_Challenge_
Restate the records that follow word for word; no pictures should appear.

:: Record extracts ::

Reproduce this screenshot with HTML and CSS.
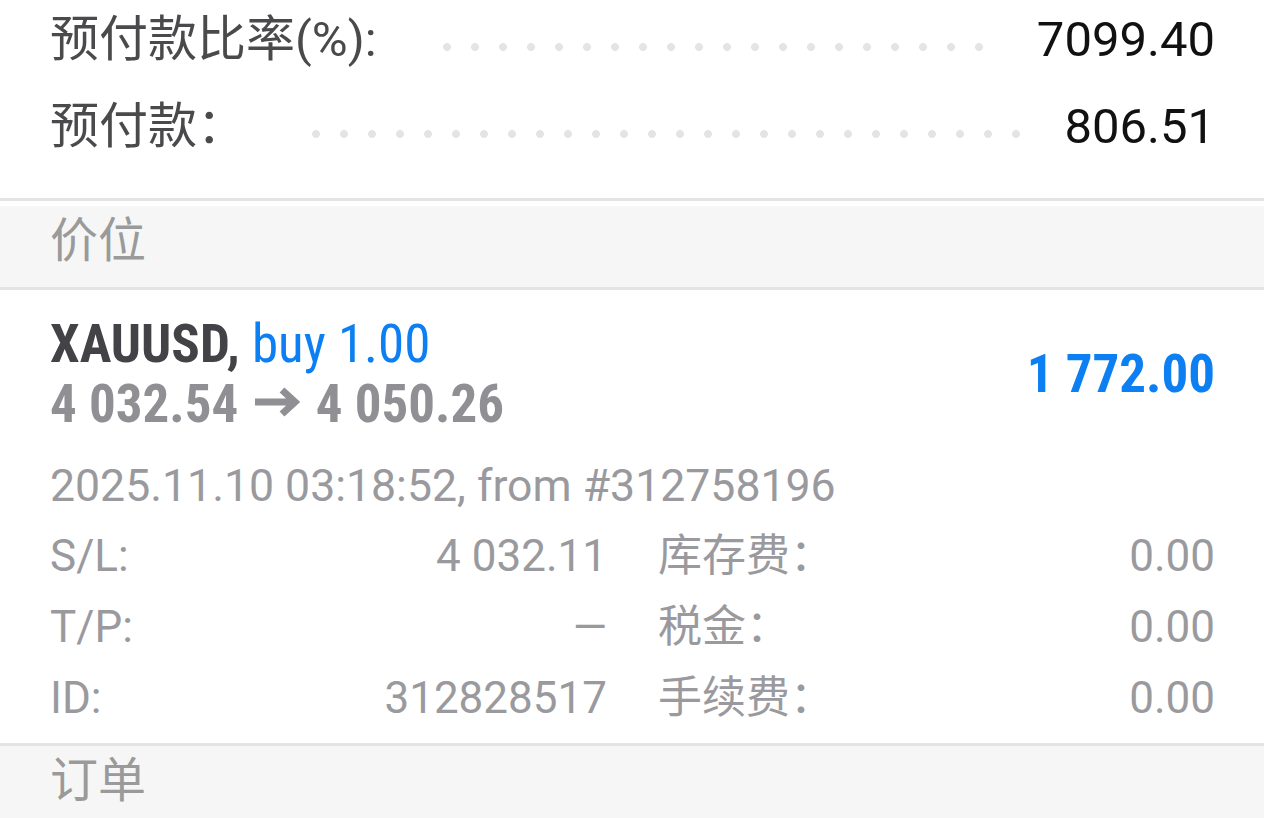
FILE: index.html
```html
<!DOCTYPE html>
<html>
<head>
    <meta charset="utf-8">
    <title>Trade</title>
    <link rel="stylesheet" href="styles.css">
</head>
<body>
    <div class="summary">
        <div class="stat-row">
            <span class="stat-label">预付款比率(%):</span>
            <span class="leader"></span>
            <span class="stat-value">7099.40</span>
        </div>
        <div class="stat-row">
            <span class="stat-label">预付款：</span>
            <span class="leader"></span>
            <span class="stat-value">806.51</span>
        </div>
    </div>

    <div class="section-header">价位</div>

    <div class="position">
        <div class="position-head">
            <div class="position-title">
                <div class="title-line"><span class="symbol">XAUUSD,</span> <span class="deal">buy 1.00</span></div>
                <div class="title-line price-move">4 032.54 <svg class="arrow" width="45" height="30" viewBox="0 0 45 30"><path d="M0 15H40M27 3L40 15L27 27" fill="none" stroke="currentColor" stroke-width="7"/></svg> 4 050.26</div>
            </div>
            <div class="profit">1 772.00</div>
        </div>
        <div class="position-time">2025.11.10 03:18:52, from #312758196</div>
        <div class="details">
            <div class="detail"><span>S/L:</span><span>4 032.11</span></div>
            <div class="detail"><span>库存费：</span><span>0.00</span></div>
            <div class="detail"><span>T/P:</span><span>—</span></div>
            <div class="detail"><span>税金：</span><span>0.00</span></div>
            <div class="detail"><span>ID:</span><span>312828517</span></div>
            <div class="detail"><span>手续费：</span><span>0.00</span></div>
        </div>
    </div>

    <div class="section-header">订单</div>
</body>
</html>
```

FILE: styles.css
```css
body {
    font-family: Roboto, "Noto Sans CJK SC", sans-serif;
    margin: 0;
    padding: 0;
    background: #fff;
    color: #111;
    overflow: hidden;
}

/* Account summary */
.summary {
    margin-top: -4px;
    padding: 0 49px 28px 50px;
    border-bottom: 3px solid #e4e4e4;
    margin-bottom: 5px;
}

.stat-row {
    display: flex;
    align-items: center;
    height: 87px;
    font-size: 49px;
    line-height: 87px;
}

.stat-label {
    color: #4a4a4c;
}

.stat-value {
    color: #111;
}

.leader {
    flex: 1;
    height: 8px;
    margin: 14px 38px 0 56px;
    background-image: radial-gradient(circle, #e4e4e4 3.6px, transparent 4.2px);
    background-size: 28px 8px;
    background-repeat: repeat-x;
}

/* Section headers */
.section-header {
    height: 81px;
    padding: 0 50px;
    background: #f6f6f6;
    border-bottom: 3px solid #e4e4e4;
    color: #9a9a9a;
    font-size: 48px;
    line-height: 69px;
}

/* Position card */
.position {
    padding: 24px 49px 9px 50px;
    border-bottom: 3px solid #e4e4e4;
}

.position-head {
    display: flex;
    justify-content: space-between;
    align-items: center;
}

.title-line {
    font-family: "Roboto Condensed", Roboto, sans-serif;
    font-size: 53px;
    line-height: 60px;
    white-space: nowrap;
}

.symbol {
    font-weight: 700;
    color: #434347;
}

.deal {
    color: #0c7ff2;
}

.price-move {
    font-weight: 700;
    color: #8f8f94;
}

.arrow {
    vertical-align: 5px;
    margin: 0 4px;
}

.profit {
    font-family: "Roboto Condensed", Roboto, sans-serif;
    font-weight: 700;
    font-size: 53px;
    color: #0c7ff2;
}

.position-time {
    margin-top: 17px;
    font-size: 44.6px;
    line-height: 70px;
    color: #9a9a9e;
    white-space: nowrap;
}

.details {
    display: grid;
    grid-template-columns: 1fr 1fr;
    column-gap: 51px;
    font-size: 44px;
    line-height: 71px;
    color: #9a9a9e;
}

.detail {
    display: flex;
    justify-content: space-between;
}
```
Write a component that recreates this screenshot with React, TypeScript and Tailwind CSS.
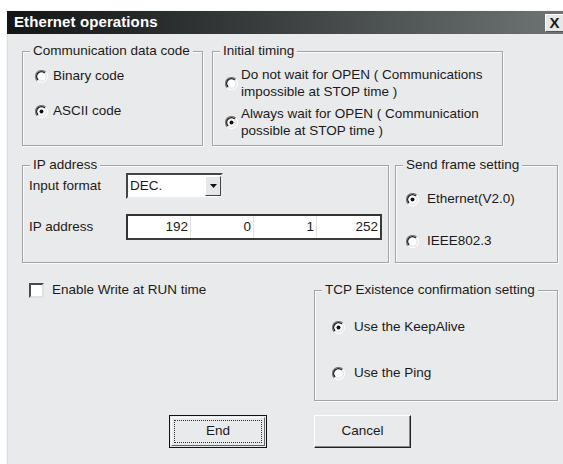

:::

_Exercise output_
Reproduce this screenshot with HTML and CSS.
FILE: index.html
```html
<!DOCTYPE html>
<html>
<head>
    <meta charset="utf-8">
    <title>Trade</title>
    <link rel="stylesheet" href="styles.css">
</head>
<body>
    <div class="summary">
        <div class="stat-row">
            <span class="stat-label">预付款比率(%):</span>
            <span class="leader"></span>
            <span class="stat-value">7099.40</span>
        </div>
        <div class="stat-row">
            <span class="stat-label">预付款：</span>
            <span class="leader"></span>
            <span class="stat-value">806.51</span>
        </div>
    </div>

    <div class="section-header">价位</div>

    <div class="position">
        <div class="position-head">
            <div class="position-title">
                <div class="title-line"><span class="symbol">XAUUSD,</span> <span class="deal">buy 1.00</span></div>
                <div class="title-line price-move">4 032.54 <svg class="arrow" width="45" height="30" viewBox="0 0 45 30"><path d="M0 15H40M27 3L40 15L27 27" fill="none" stroke="currentColor" stroke-width="7"/></svg> 4 050.26</div>
            </div>
            <div class="profit">1 772.00</div>
        </div>
        <div class="position-time">2025.11.10 03:18:52, from #312758196</div>
        <div class="details">
            <div class="detail"><span>S/L:</span><span>4 032.11</span></div>
            <div class="detail"><span>库存费：</span><span>0.00</span></div>
            <div class="detail"><span>T/P:</span><span>—</span></div>
            <div class="detail"><span>税金：</span><span>0.00</span></div>
            <div class="detail"><span>ID:</span><span>312828517</span></div>
            <div class="detail"><span>手续费：</span><span>0.00</span></div>
        </div>
    </div>

    <div class="section-header">订单</div>
</body>
</html>
```

FILE: styles.css
```css
body {
    font-family: Roboto, "Noto Sans CJK SC", sans-serif;
    margin: 0;
    padding: 0;
    background: #fff;
    color: #111;
    overflow: hidden;
}

/* Account summary */
.summary {
    margin-top: -4px;
    padding: 0 49px 28px 50px;
    border-bottom: 3px solid #e4e4e4;
    margin-bottom: 5px;
}

.stat-row {
    display: flex;
    align-items: center;
    height: 87px;
    font-size: 49px;
    line-height: 87px;
}

.stat-label {
    color: #4a4a4c;
}

.stat-value {
    color: #111;
}

.leader {
    flex: 1;
    height: 8px;
    margin: 14px 38px 0 56px;
    background-image: radial-gradient(circle, #e4e4e4 3.6px, transparent 4.2px);
    background-size: 28px 8px;
    background-repeat: repeat-x;
}

/* Section headers */
.section-header {
    height: 81px;
    padding: 0 50px;
    background: #f6f6f6;
    border-bottom: 3px solid #e4e4e4;
    color: #9a9a9a;
    font-size: 48px;
    line-height: 69px;
}

/* Position card */
.position {
    padding: 24px 49px 9px 50px;
    border-bottom: 3px solid #e4e4e4;
}

.position-head {
    display: flex;
    justify-content: space-between;
    align-items: center;
}

.title-line {
    font-family: "Roboto Condensed", Roboto, sans-serif;
    font-size: 53px;
    line-height: 60px;
    white-space: nowrap;
}

.symbol {
    font-weight: 700;
    color: #434347;
}

.deal {
    color: #0c7ff2;
}

.price-move {
    font-weight: 700;
    color: #8f8f94;
}

.arrow {
    vertical-align: 5px;
    margin: 0 4px;
}

.profit {
    font-family: "Roboto Condensed", Roboto, sans-serif;
    font-weight: 700;
    font-size: 53px;
    color: #0c7ff2;
}

.position-time {
    margin-top: 17px;
    font-size: 44.6px;
    line-height: 70px;
    color: #9a9a9e;
    white-space: nowrap;
}

.details {
    display: grid;
    grid-template-columns: 1fr 1fr;
    column-gap: 51px;
    font-size: 44px;
    line-height: 71px;
    color: #9a9a9e;
}

.detail {
    display: flex;
    justify-content: space-between;
}
```
Write a component that recreates this screenshot with React, TypeScript and Tailwind CSS.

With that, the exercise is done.